Furthermore, with the Government's drive from direct to indirect taxes, lowering the GCT rate while not widening the tax base makes no sense. And if the Government widens the tax base, then it's the same poor people who will suffer, as they will be required to spend more money to buy more items even though the rate has decreased. That's not helping the poor; that's conning the poor by giving with one hand and taking it back with a bulldozer. That's not what the Government is about. When the Jamaica Labour Party (JLP) gives the country a break, there are no strings attached.

Also — and this is a point Finance Minister Dr Nigel Clarke made at the budget press conference — Jamaica's debt-to-gross domestic product (GDP) ratio is still at crisis levels at 96 per cent. If it wasn't that we were coming from an eye-watering level that the PNP put us in at nearly a 150 per cent of GDP, we wouldnt be celebrating at all. We would be telling the Government to use it to help pay down the national debt. Let that sink in for a moment.

GCT is by far the most efficient and collectable of all the taxes the Government has in this country. When you have a debt-to-GDP ratio that high you can't reduce the tax you get the most money from, and one that you can collect with minimal fuss. Only an idiot would do that.

We are not at the place yet as a nation when we can start talking about lowering of the GCT rate without widening the taxable items to which it's applied. It's either the tax rate is lowered and the base widened, which in turn will require the savings made by the lower rate to be spent on purchasing other products that are now taxed, which makes the consumer worse off, or going the route the Government has gone. As a nation we can't have it both ways.

If Government is seriously thinking of spurring economic growth by taxation policies, then Dr Clarke is absolutely correct on the taxes he has targeted. The taxes he has gone after are those that were distorting the economy. What that means is that because of the distortionary impact of these taxes it was inhibiting growth and development. That translates to less opportunities for poor people to get employment, less opportunities for students to get a good education, and the list goes on. That's not in the interest of the poor. What holds people in poverty is lack of opportunities. And one way of removing impediments to opportunities is for the Government to use whatever tools it has at its disposal to level the playing field, so to speak. That's what this Government is doing.

The taxes that have been removed or cut drastically are the ones that were causing trouble. And now that something has been done about it we can expect more economic opportunity for the country, and that means more opportunities for the poor. That's the best way to empower the poor. Give them work.

Some have levelled the criticism that the Government is dealing in trickle-down economics. Let's look at that.
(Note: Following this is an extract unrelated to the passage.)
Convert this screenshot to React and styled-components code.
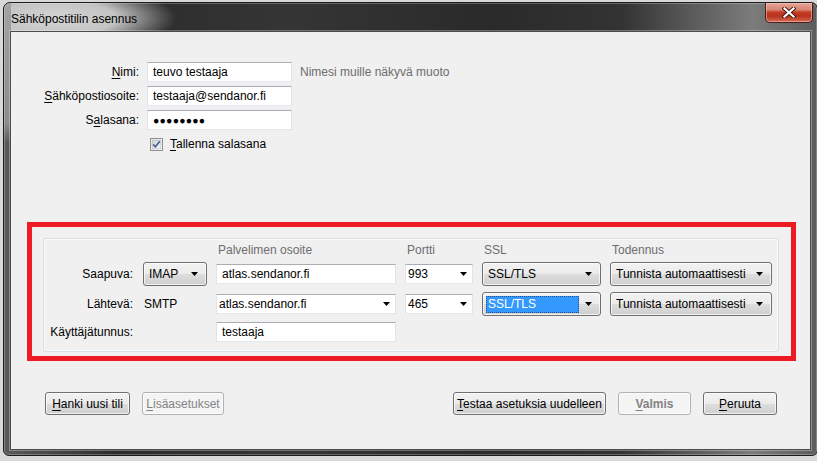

All countries that have developed with the capitalist model have depended on trickle-down economics to varying degrees. There is absolutely no way that the benefits of greater economic growth will reach everybody all at once. If that were the case we would have eradicated poverty around the world a long time ago. Socialism was meant to make the benefits reach everybody at the same time, at the same rate, and to the same degree. We all know what happened to it.

Trickle-down economics is not inherently bad, especially when the Government has a safety net. And this Government has increased the official safety net to the tune of millions of dollars this financial year. Everybody is getting an increase. And let's not forget that unemployment is at its lowest ever, and poverty also. The surest way to get people well off is to give them jobs. Since this Government has taken over, trickle-down economics has taken on new speed and is reaching more people, more quickly, in a more sustainable manner than ever before. Just look at the unemployment numbers. So, yes, it's working admirably. I think we need to change its name from trickle-down economics to 'Bolt Economics', because under the JLP it surely has got much faster.

Growing a middle class

Another point that seems to be missing many is that this tax break is also geared towards creating a sustainable middle class. In any society, a certain level of economic stratification is necessary. You need multiple classes in order to move people up the economic ladder. Remember now, the benefits will not reach everybody at once, so classes become necessary.

Jamaica, at this time, hardly has a middle class. It's the poorer class and the richer class. The middle class was decimated by the PNP in the '90s. We need a thriving middle class if we are ever going to have sustained economic development. The poorer masses will never be able to jump from poor to rich all in one go. You need them to go from poor to middle to upper class. That's orderly economic development.

The present tax set-up is going to help to rebuild and accelerate the development of a middle class. One important benefit of a thriving middle class is its ability to spend money to buy more than just normal, everyday stuff. They can buy greater levels of luxury items, which in turn will spurn manufacturing and services that cater to that class. That then drives economic growth and development which boosts the economy to employ greater levels of people. The more people who are being employed is the greater the chances of sustaining a middle class, as more from the lower class graduate into it, thereby ensuring greater levels of economic growth — sustainably. It all augurs well for the development of this country.

Yes, it would be great to lower GCT, but that's not feasible at this time.

At the rate the JLP is going, our debt-to-GDP ratio will be down to normal levels in time for the next election, at which time we can lower the GCT rate without widening the base. And that would have been the final giveback to the citizens of this country who have endured so many years of taxation without representation or benefits.

PS: A note on Dr Clarke politically. He has arrived as a politician. His performance in Parliament shows he has grown up since we first saw him. I think he would make a fine deputy prime minister.